The Russian literature reference might seem odd in a book about a craft where grunts and squeals are more important than words; but Jenna Jameson aims high. Her story is divided not into mere chapters, but into Books with Roman numerals, each preceded by an epigraph from a Shakespeare sonnet. Book IV, which recounts her breakthrough as a video star, begins, ”As an imperfect actor on the stage, / Who with his fear is put beside his part.” Thirteen pages later, writing of a red-hot scene she does for a video called ”Silk Stockings,” the actress proclaims: ”Every part of my body — my hands, my mouth, my legs — began pumping in a different but perfect rhythm. I suddenly understood where the phrase sexual dynamo came from.” Dare we suggest that Jameson is ”o’ercharged with burthen of her own love’s might”?

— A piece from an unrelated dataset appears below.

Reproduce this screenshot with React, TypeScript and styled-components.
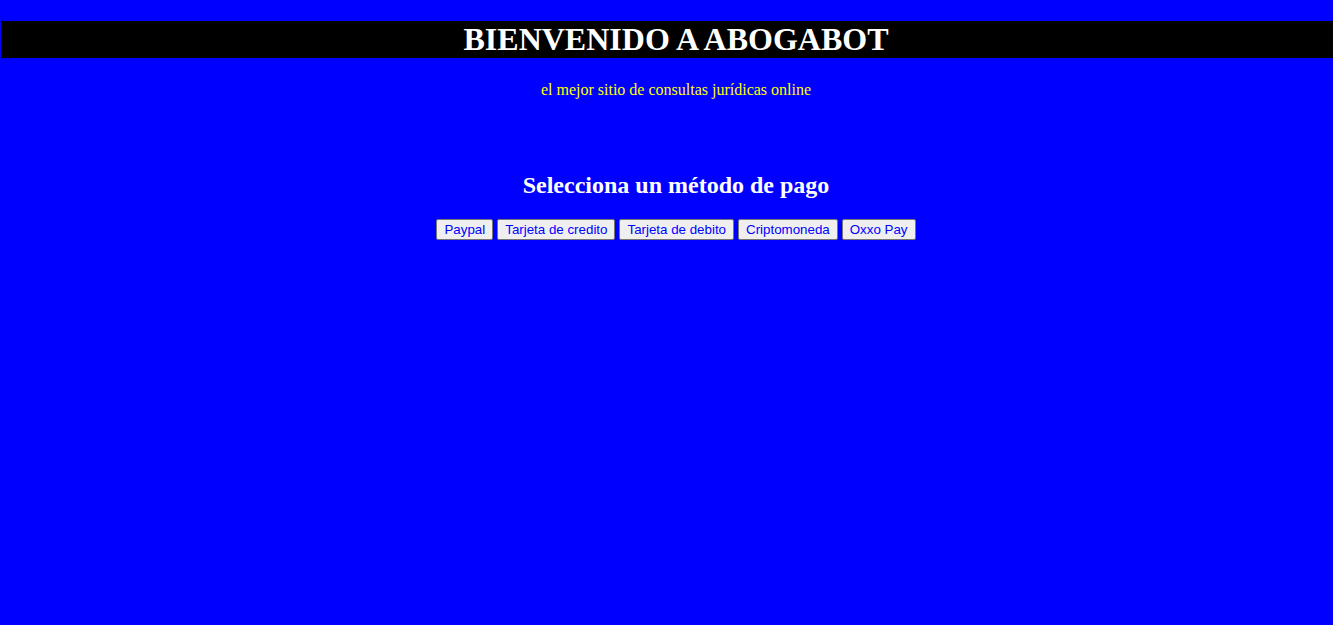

”How to Make Love Like a Porn Star” doesn’t offer much useful information for those who prefer having sex in private; but for aspiring performers, it’s a gold mine. Remarkably, Jameson debunks the myth of the casting couch: ”You don’t have to have sex with anyone in order to get a job having sex with people.” And she offers tips like ”Girls who scream and flop all over the place into new positions don’t get many jobs.” To men who want to be in movies, the author suggests, ”Practice your orgasm face,” and to women, ”Pick a name that’s original and not cheesy.” Jenna (nee Massoli) chose Jameson because ”it was the name of a whiskey, and whiskey was rock ‘n’ roll.”

Beyond affirmation and advice, Jameson’s book is brimful of data that range from trivial to irrelevant. Celebrity gossip? Dig this: Marilyn Manson, the rock bad boy, likes to cuddle; Nicolas Cage smells like ”the distilled sweat of homeless people”; and Howard Stern, a fellow ReganBooks author, ”really did love his wife.”

The inflated volume includes a life’s worth of diary entries in scrawling typeface that resembles handwriting, panel cartoons illustrating the pitfalls of selling sex for a living, an interlude enumerating the Ten Commandments of oral sex, interminable transcribed interviews with her family of origin, a clause-by-clause adult-film contract, a list of favorite songs (”You Give Love a Bad Name” is at the top), 32 favorite names (she likes Bunny best, followed by Nikki, Viper and Cherri) and all of her measurements, including the length of each finger in 1985 and again in 1989. If you could overdose on autobiography, this book would be lethal.